È la storia, vera per quanto surreale, del 26enne reggiano Giacomo Bruno, fotografo professionista che non riesce a saziare la sua curiosità e sogna di vivere di reportage di viaggio.

«Me ne sono andato con la morte nel cuore e una sola immagine scattata appena prima che mi bloccassero», ci racconta, tra mille difficoltà di rete e censura, dal Tibet.

Cos’è successo?

«Mi hanno raggiunto quattro agenti, attirati dalla macchina fotografica e soprattutto dalla barba e dai miei tratti occidentali. I documenti hanno confermato che non ero cinese, così mi hanno portato in caserma. Lì ho lasciato una dichiarazione in inglese su quanto avvenuto, omettendo come avevo raggiunto la città. Dopo circa mezz’ora mi hanno detto che avrei dovuto passare la notte in una struttura convenzionata del governo, e che l’indomani mi avrebbero messo su un mezzo per Garzè, la città più vicina. Così è avvenuto.»

Perché andare proprio a Larung Gar?

«A febbraio sono stato 30 giorni in Sri Lanka, per raccontare in un reportage la vita dei lavoratori nelle piantagioni di Ceylon Tea e della Cannella. Durante questo viaggio, grazie al mio assistente Nayanadeepa Dilan, mi sono avvicinato alla vita dei monaci buddisti e ho iniziato a fotografarli. Così è nato il progetto “Essential lives”, che mi ha portato a cercare nuovi soggetti da fotografare e a scoprire l’esistenza di Larung Gar, la più grande scuola di buddismo nel mondo, dove risiedono circa 10mila tra monaci e monache. Solo sei giorni prima della mia partenza, però, ho scoperto dalle notizie della Bbc della decisione del governo cinese di demolire una vasta parte della città».
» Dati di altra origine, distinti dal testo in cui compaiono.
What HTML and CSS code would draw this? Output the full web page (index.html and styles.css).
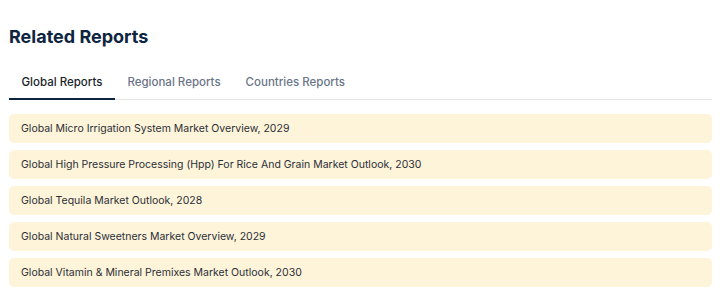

Eppure non ha cambiato il suo programma…

«La notizia è stata davvero un colpo. Biglietti prenotati, itinerario stabilito, progetto già in mente e il cuore già là. Non volevo rinunciare a questo viaggio, così sono partito comunque, con la speranza che nell’arco di tempo tra la notizia e il mio arrivo qualcosa potesse cambiare».

Invece?

«Fin da Chengdu, prima tappa del mio giro, l’omertà è stata lampante: nessuno sembrava voler capire o sapere nulla di Larung Gar. Mi sono comunque messo in viaggio per raggiungere la mia meta: dopo alcune lunghe tappe in autobus sono salito su un minivan diretto in città. Tra i passeggeri, oltre a me e al mio amico Alessandro, c’erano due monache tibetane. A un certo punto il conducente si è fermato e ci ha riferito, gesticolando e mettendosi le mani a cerchio sulla testa per indicare che avremmo trovato dei poliziotti, che al posto di blocco noi stranieri non saremmo potuti passare. Per fortuna sono intervenute le monache».

In che modo?

«Sempre a gesti ci hanno spiegato che avevamo due alternative: svalicare a piedi, camminando per un chilometro a 4000 metri di altitudine con gli zaini sulle spalle, e raggiungere il bus fermo dopo il blocco, o nasconderci dentro a un camion. Subito l’idea del camion ci è sembrata troppo folle, poi però, ripensando al percorso sconosciuto che avremmo dovuto affrontare, con 20 chili sulle spalle e a quell’altitudine, abbiamo deciso di azzardare. Così ci hanno portato in una vicina rimessa e ci hanno indicato il camion su cui avremmo dovuto viaggiare».

E poi?

«Il camionista ci ha coperti con una pesante mantella di pelo di Yak, un odore indescrivibile, ed è partito. Dopo circa 5 minuti il camion ha iniziato a rallentare, ha sobbalzato su una serie di dossi e finalmente si è fermato. Un vociferare indistinto in cinese, poi il camion è ripartito. Ce l’avevamo fatta. Abbiamo pagato il camionista per il passaggio clandestino e siamo scesi. A poco meno di 100 metri dalla enorme vallata del monastero, sulla via di accesso a Larung Gar, mentre stavo scattando l’unica foto che mi rimane, ci hanno raggiunto gli agenti».

Adesso si torna a casa?

«No, digerita la sconfitta continuiamo il nostro viaggio: ci aspettano altre tappe tra cui Ya Quing e i maestosi altopiani tibetani del Sichuan».